Again, speaking only for the places I worked, part of the reason pricing wasn't simple was that larger customer deployments were tuned to the customer based on a myriad of factors ranging from the specific software modules the customer purchased, use cases they intended to deploy and the load characteristics of those use cases, etc.

Setting aside for a moment any potential bad behavior, the bottom line is that for some kinds of software, bespoke pricing is a more accurate reflection of the reality of the deployment than trying to force some kind of standardized label on it. The places I worked also had pricing books they'd show customers, but due to their complexity, they would not publish these publicly.

> bespoke pricing is a cynical tactic, no matter how you dress it up

We'll have to agree to disagree. Having worked with quite a few large vendors over the years, there are clear and obvious differences between them, better and worse reasons for this type of pricing, and there's a reason that some companies have earned a negative reputation while others have not.

It's also not clear to me why you've concluded that this is all inherently cynical.


maybe i overestimate. maybe i just appreciate the difference between the product and support for the product. for support, i understand a more-bespoke pricing model, but it'd be nice if there was at least some upfront inkling of how much i have to open my organization's veins in exchange for a working implementation.

interacting with capital is a cynical act. capitalism is predatory but it's necessary to interact with it. if you're not cynical, you risk being taken for a worse ride than you have to be. this isn't me handwaving things; it's a fundamental aspect to how i see the world. cynicism doesn't have to be a simple doom-and-gloom "well, everything is bad, end of discussion" (regardless of my personal feelings about it) - it can be a tool to make sure you're able to interact with systems in ways that benefit you and others while retaining whatever modicum of control you can - because even if you aren't, your vendor is (or they're on their way to being out of business as a profit-motivated entity).

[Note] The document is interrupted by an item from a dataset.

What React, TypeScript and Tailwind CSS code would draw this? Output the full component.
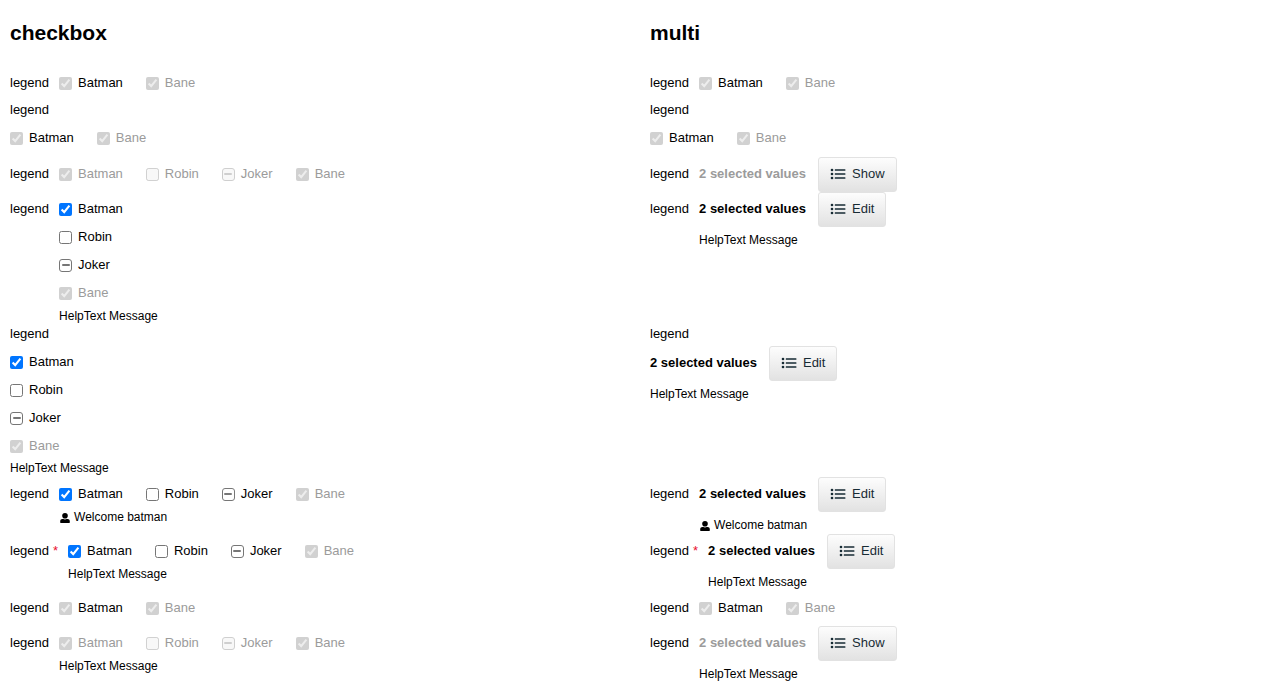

> maybe i just appreciate the difference between the product and support for the product. for support, i understand a more-bespoke pricing model

I'm trying to frame this sentence so it doesn't sound like a jab because that's not my intent, but based on what you've written, I don't think you understand the kind of software I'm describing.

In your mind, what is the distinction between the two, especially for an enterprise solution hosted by a vendor? In my experience, the two are often not so different at all, and the clean lines you imagine here are not lines that exist in practice. This will depend on the nature of the software, and the kind of support customers need (i.e. infrastructure vs. implementation).

> but it'd be nice if there was at least some upfront inkling of how much i have to open my organization's veins in exchange for a working implementation.

You are assuming this is not part of the model, but it is. Not publicly listing a pricing sheet does not in any way mean a customer doesn't have clarity about how much their deployment will cost before they sign a contract.

> interacting with capital is a cynical act.

Your use of "cynical" is in a different category than what I was describing above. If we go with your definition, there is no reason to differentiate between bespoke pricing and up-front published pricing.